Book Review: ‘The Seas’ by Samantha Hunt

The Seas

The Seas by Samantha Hunt

My rating: 4 of 5 stars

“Jude is in love with something watery
My father told me I am a mermaid.
Therefore Jude must be in love with me.
But the above logic is faulty. Lots of things besides me are watery. Alcohol is watery. Water is watery.”



The unnamed narrator believes she’s a mermaid, and her fantasies increase as she tries to capture the love of an Iraq War veteran while finding signs within the wet footprints she believes belongs to her father who disappeared at sea years before. “The Seas” by Samantha Hunt paints a portrait of a 19-year-old woman who’s not quite the same after losing her father but lives in a town always in mourning mode due to its proximity to the ocean.

Her father would tell her she was a mermaid, so her reasoning strengthens as she falls for Jude, a veteran dealing with post-traumatic stress disorder in his 30s. Their connection is strong but faulty as in she feels like Jude should be in love with her though Jude is in his own world. The woman’s mother is also in a depression because of the yearslong disappearance of her husband coupled with miscarriages from the past. The woman’s grandfather focuses on breaking down words in the dictionary since he used to be in the printing industry with his long-lost wife.

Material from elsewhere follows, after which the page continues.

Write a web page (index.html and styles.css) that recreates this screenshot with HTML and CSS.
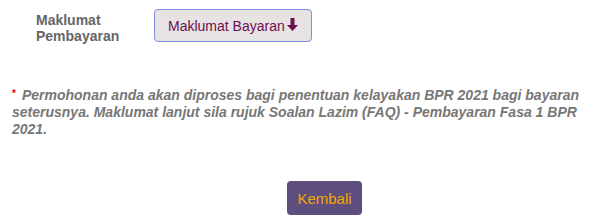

The heartbreaks while living in a sleepy seaside town affected by people being lost at sea enhances the story more.

The poetic rhythm reminds me of Francesca Lia Block’s style in a way. I first heard about this book in one of Block’s writing groups, where I started my own mermaid novel. The mermaid mythology can be taken to so many different levels, and I enjoyed this rendition that didn’t quite go into detail with the stereotypical features such as the siren voice and scaly fin but showed how the myth can affect a woman’s mind and change how she perceives her problems. The novel does the first-person voice well as in you get to know the character, sense the character’s personality without knowing her name.

Overall, it’s an engaging story with writing that matches its essence, but the melancholy doesn’t overpower.